News and Opinion from Sisters, Oregon
Thunder crashed and bolts of lightning spiked the sky last Sunday evening as a powerful thunderstorm rolled up the spine of the Cascade Range. Thousands of lightning strikes pummeled the landscape and 40 to 50 fires broke out.
The largest of these was the Summit Springs Fire, which reached 1,200 acres in the "Little Akawa Butte" area (formerly Little Squawback) near Tai Flat (formerly Squaw Flat) some nine miles northeast of Sisters.
The fires grew with startling speed Sunday night. One witness said the Summit Springs Fire was "like a thermonuclear blast." The blaze reddened the sky for miles around, mushrooming from a single torched tree into a thousand-acre blaze before the eyes of local residents and fire officials.

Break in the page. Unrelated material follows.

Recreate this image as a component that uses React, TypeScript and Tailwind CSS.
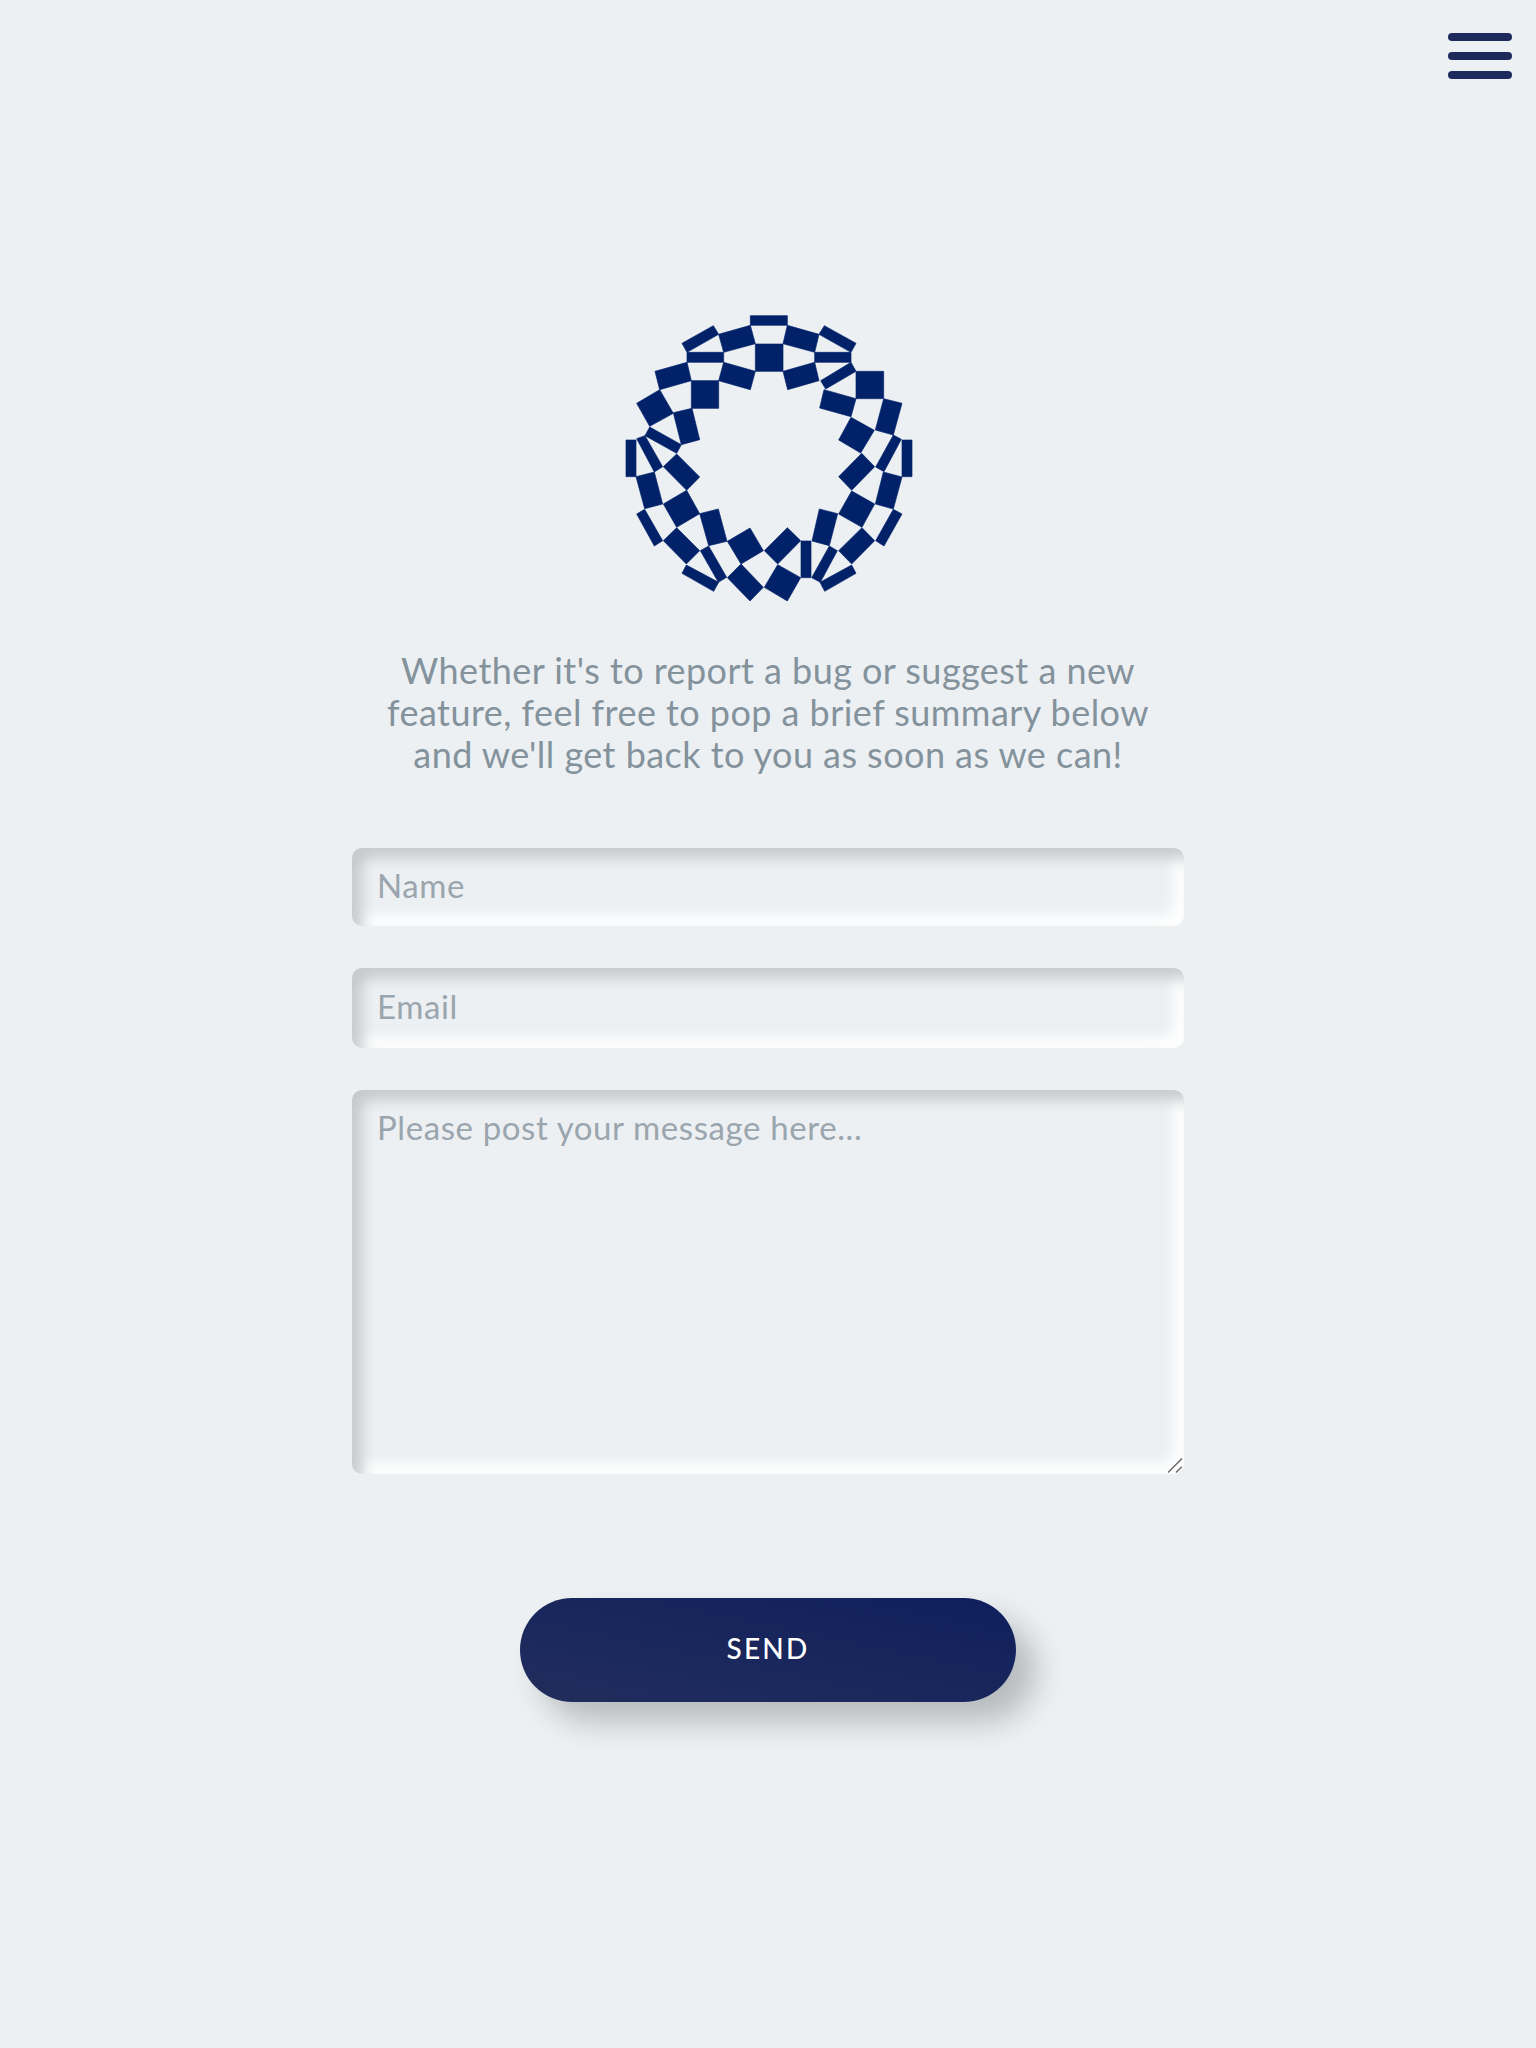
const logoPieces = [
  "421,47 532,47 532,76 421,76",
  "310,77 326,103 231,157 216,130",
  "326,103 421,76 436,131 341,157",
  "532,76 627,103 614,157 519,131",
  "643,77 738,130 723,157 627,103",
  "436,132 519,132 519,214 436,214",
  "231,157 341,157 341,187 231,187",
  "614,157 723,157 723,187 614,187",
  "341,187 436,214 421,269 326,242",
  "614,187 627,242 533,269 519,214",
  "135,214 231,187 244,242 149,269",
  "723,187 738,214 647,267 632,242",
  "244,242 326,242 326,325 244,325",
  "738,214 821,214 821,296 738,296",
  "642,269 738,296 723,350 629,324",
  "821,296 876,310 850,405 796,390",
  "149,269 190,340 119,379 80,310",
  "190,338 246,325 269,419 214,434",
  "119,381 214,434 200,460 105,407",
  "48,420 78,420 78,530 48,530",
  "80,416 105,407 158,500 133,516",
  "200,462 269,531 230,571 160,500",
  "78,530 133,516 158,612 104,626",
  "230,571 269,641 200,682 160,612",
  "269,641 325,627 351,724 296,737",
  "104,628 158,722 133,738 80,642",
  "200,683 269,752 229,792 160,722",
  "296,738 350,832 325,847 271,752",
  "229,795 326,847 311,874 216,820",
  "420,684 460,752 393,792 352,724",
  "393,792 460,862 420,903 352,833",
  "532,683 572,722 503,792 463,752",
  "503,794 572,833 532,903 463,862",
  "573,723 603,723 603,833 573,833",
  "628,627 683,641 658,737 606,723",
  "658,738 682,752 631,847 605,833",
  "723,352 793,391 752,459 686,420",
  "850,405 874,418 822,515 797,501",
  "876,420 906,420 906,530 876,530",
  "755,460 794,500 725,571 686,530",
  "820,516 876,531 850,627 796,612",
  "725,573 794,612 756,682 686,642",
  "850,628 876,642 822,738 797,722",
  "756,683 794,722 725,792 686,752",
  "725,795 738,820 644,874 630,847",
];

function Logo() {
  return (
    <svg viewBox="0 0 948 948" className="w-[316px] h-[316px] block" fill="#012169" stroke="#012169" strokeWidth="2">
      {logoPieces.map((points) => (
        <polygon key={points} points={points} />
      ))}
    </svg>
  );
}

const fieldClass =
  "block w-full rounded-[10px] bg-[#ecf0f3] px-[25px] text-[33px] tracking-[0.6px] text-[#84929c] outline-none placeholder:text-[#9aa5ae] shadow-[inset_10px_10px_14px_#c6cacd,inset_-10px_-10px_14px_#ffffff]";

export default function App() {
  return (
    <div className="min-h-screen w-full bg-[#ecf0f3] font-['Lato','Liberation_Sans',sans-serif]">
      {/* Header */}
      <div className="flex justify-end h-[300px] pt-[33px] pr-[24px]">
        <button className="flex flex-col gap-[11px] h-fit w-[64px]" aria-label="Menu">
          <span className="block h-[8px] w-full rounded-[4px] bg-[#1f2a5c]"></span>
          <span className="block h-[8px] w-full rounded-[4px] bg-[#1f2a5c]"></span>
          <span className="block h-[8px] w-full rounded-[4px] bg-[#1f2a5c]"></span>
        </button>
      </div>

      <div className="flex flex-col items-center">
        <Logo />

        <p className="mt-[33px] text-center text-[36px] leading-[42px] tracking-[0.45px] text-[#84929c]">
          Whether it's to report a bug or suggest a new
          <br />
          feature, feel free to pop a brief summary below
          <br />
          and we'll get back to you as soon as we can!
        </p>

        {/* Form */}
        <form className="mt-[73px] w-[832px] flex flex-col gap-[42px]">
          <input type="text" placeholder="Name" className={`${fieldClass} h-[78px] pb-[4px]`} />
          <input type="email" placeholder="Email" className={`${fieldClass} h-[80px] pb-[4px]`} />
          <div className="relative">
            <textarea
              placeholder="Please post your message here..."
              className={`${fieldClass} h-[384px] pt-[13px] resize-none`}
            />
            <svg viewBox="0 0 16 16" className="absolute right-0 bottom-0 w-4 h-4" stroke="#666666" strokeWidth="1.4" fill="none">
              <path d="M0 14.5 14 0.5" />
              <path d="M8 14.5 13.8 8.7" />
            </svg>
          </div>
        </form>

        <button className="mt-[124px] h-[104px] w-[496px] rounded-full bg-gradient-to-tr from-[#222d5c] to-[#0f1f5c] pb-[4px] text-[28px] font-medium tracking-[2.2px] text-white shadow-[20px_20px_30px_rgba(0,0,0,0.22)]">
          SEND
        </button>
      </div>
    </div>
  );
}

The Oregon Department of Forestry reported on Tuesday morning that fire crews had completely lined the fire. They were to continue working on reinforcing those lines through Tuesday.
A Type 2 team was mobilized to take over management of the fire, headquartered at Sisters Middle School. All the fires north of Sisters were brought under the team's jurisdiction and designated the Summit Springs Complex.
That included a 40-acre fire on Green Ridge north of Black Butte. That fire was burning about 2.5 miles downstream and up on the ridge from the Wizard Falls Fish Hatchery. The terrain is steep and inaccessible and helicopters were mobilized for water drops on Tuesday.
A small fire on the west slope of Black Butte was expected to grow no larger than a half-acre.
Firefighters continued to chase reports of lightning-sparked fires. Weather forecasts called for rain by midweek, which was expected to help quell the fires.